I don't think "low-level" implies performance, especially when talking abut the Mach Port API. The Mach Port API is mostly about IPC, and IPC is rarely "performance sensitive", as you depend on the other processes performances and OS scheduling anyway.

Defaulting to the unsafe initialiser is premature optimisation IMHO.

Mach IPC is involved in plenty of performance-sensitive codepaths.

2 Likes

Thinking more about it, yes Mach messages are use in performance sensitive paths (they are use so pervasively on Apple OSes, that they must be use in performance sensitive paths like event handling, XPC, video decoding and playback, …), but this is mostly messages passing.

Mach Port allocation should not be perform in hot code path, and so, having Mach.Port.init being safer at the cost of a small performance hit should not be an issue, especially as there is an unsafe variant if you want to trade off safety for performance.

This behaviour would better match other Switch API, which are safe by default, but propose unsafe variants for case where checks are considered too costely.

1 Like

I find this discussion confusing - is this actual undefined behaviour, as in UB? Or is it merely unspecified behaviour?

I would have assumed the latter, but the terminology has now switched to "safety" (which in Swift, means UB), and now we're drawing analogies to bounds-checking, which exists to prevent UB.

That’s a good question. I took

…to mean undefined behavior.

Using a Mach API with a wrong right is perfectly define at the Mach API level, and just results in the call returning something like KERN_INVALID_NAME, KERN_INVALID_RIGHT, or other related error code.
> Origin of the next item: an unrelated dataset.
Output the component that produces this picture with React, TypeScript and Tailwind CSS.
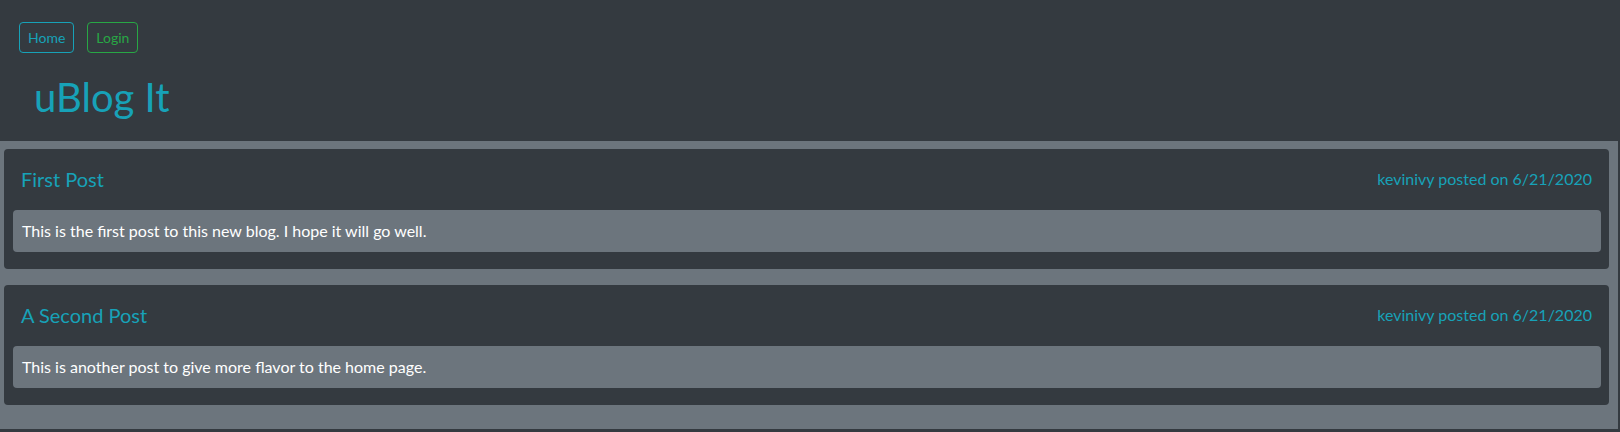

The fact that it is considered undefined probably just means the Swift API make strong assumption about port right correctness and will misbehave if the assumption is broken.

2 Likes

I think a lot of us have familiarity with the specific way “undefined behavior” is used in the C spec. The C spec says Undefined Behavior can’t happen in a well-formed program, and modern optimizers like to rely heavily on this fact to do things like eliminate entire swaths of code because there’s a chance an addition somewhere within might overflow.